El juicio, por cierto, tuvo una notable impronta futbolística. No en vano, a la expectación inicial siguieron fases de un insufrible centrocuentismo. Y al igual que los locutores que narran los partidos se ven en el brete de constatar el tedio sin ahuyentar al televidente, apelando para ello al eufemismo (tal vez el duelo no sea vistoso pero sí emocionante), los cronistas hubieron de lidiar con sesiones más parecidas a un Sestao-Eibar que al litigio vibrante y decisivo que hizo de España un trending topic mundial. ¿Cómo se las ingenió AE para retener al lector? Como lo haría el mismísimo Víctor Hugo Morales. Si éste entretenía la mirada hilando anécdotas de los tiempos de Gatti, Perfumo y Pastoriza, AE traía a colación el Diccionario de insultos. Extraídos y trasvasados de las obras de D. Francisco de Quevedo, o se daba a la disertación sobre el verbo “excepcionar”, o citaba a Henry Sidgwick a cuenta de un artículo de Juan Claudio de Ramón.
Entre las cuantiosas anomalías de la provincia española, figura el hecho de que, meses después del juicio, ni un solo periódico haya ofrecido a sus lectores un vídeo con las mejores jugadas. Si se dignaran, o si, pongamos por caso, Netflix produjera una miniserie, no habrá guión que mejore el que tienen ustedes entre manos.
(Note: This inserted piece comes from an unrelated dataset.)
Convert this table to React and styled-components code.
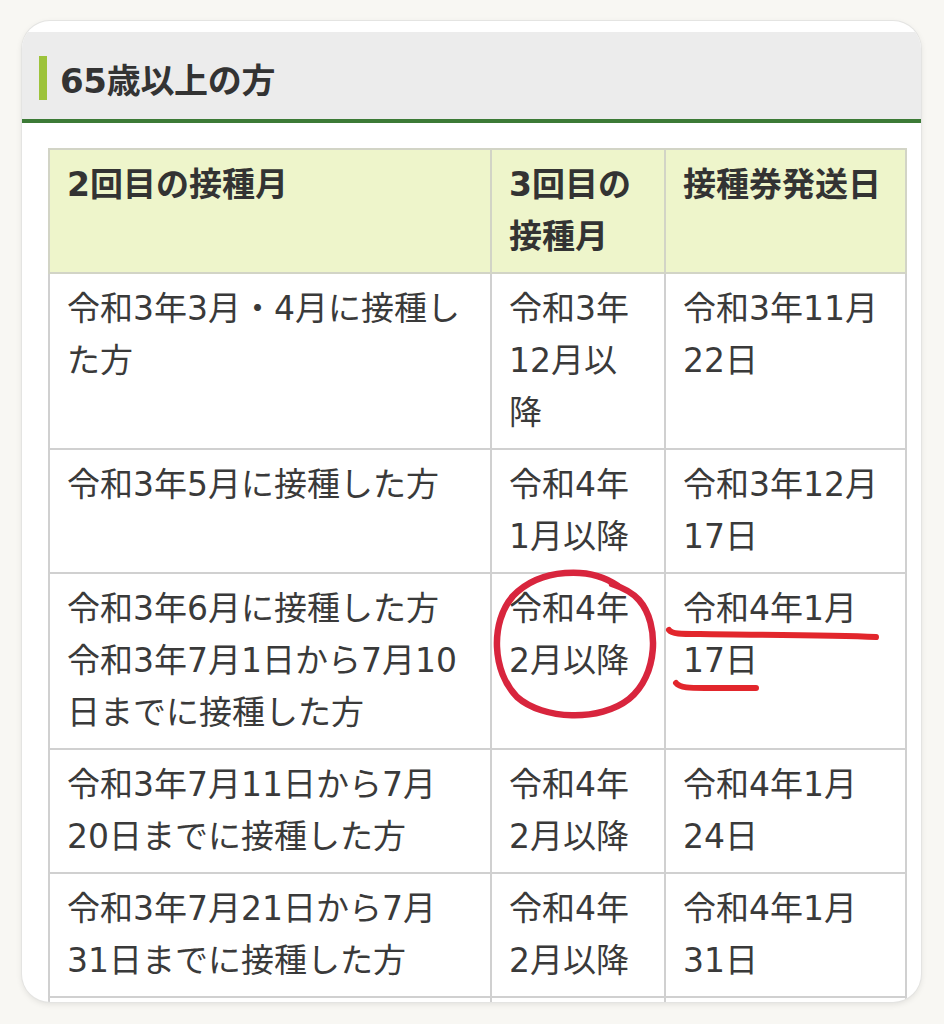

El título, Sed de lex, se cuenta entre los más sagaces de los libros de AE y si el publicista Mejide quisiera discutirlo, como hizo en su programa a propósito de Un buen tío (cuando osó afirmar que él y su ignorancia le habrían puesto 'Un buen tipo') debería hacerlo con la esposa del autor, Patricia Jacas, pues a ella se debió la genialidad.